My matter is for the Attorney General. It follows a 26th February article in The Australian newspaper, which reported that an agreement has recently been struck between all Federal, State and Territory Attorneys General to allow juries in child abuse trials to hear evidence of an accused’s prior convictions and interest in children. This evidence has previously only been disclosed in exceptional circumstances – which has meant that the histories of most child abuse perpetrators have remained hidden. Generally, these rules have also thwarted the prospect of multiple victims giving evidence against the same offender as part of the one trial.  Typically, such evidence has only been heard discretely in completely separate trials.
Recently, these problems (and a wide range of other issues and questions connected to them) were examined in considerable depth as part of the Federal Royal Commission into Institutional Responses to Child Sexual Abuse.
Ultimately, this led to the Royal Commission’s very specific recommendation for more joint trials as well as greater admissibility and cross-admissibility of both tendency and coincidence evidence.
Historically, only around a third of Victorian sexual abuse cases have made it to court.  In turn, even in those instances when they have proceeded to trial, the conviction rates have been remarkably low – largely because the capacity to prove guilt beyond a reasonable doubt has been so significantly restricted.
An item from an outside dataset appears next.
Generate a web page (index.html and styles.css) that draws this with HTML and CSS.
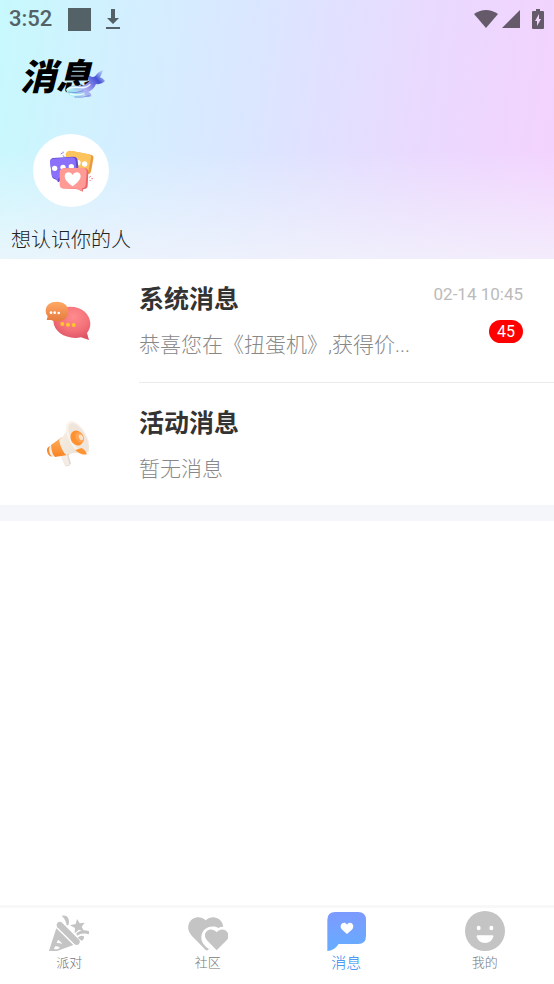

There will very likely be better outcomes for victims if a pattern of offending behaviour is allowed to be presented.
Obviously, given our extensive interest in child welfare and protection (as well as stronger sentencing of child abuse offenders), Derryn Hinch’s Justice Party has been very heartened to hear of these changes.  We have been particularly encouraged that such legislation has now been introduced in New South Wales, in respect of molestation cases.
This leads me to the action that I seek from the Attorney General, which is that she indicate (assuming Victoria has indeed signed it) how far-reaching the consequences of the agreement will be (and from when) for court cases in this State. I ask that especially in view of the historically divergent approaches that have been taken across Australia’s Federal, State and Territory jurisdictions on issues such as how the probative value of tendency evidence is assessed.  As part of Ms Hennessy’s response, I would also be grateful for her advice on whether there has been any discussion among the various Attorneys General to even potentially extending these changes to other areas of law, such as domestic and family violence.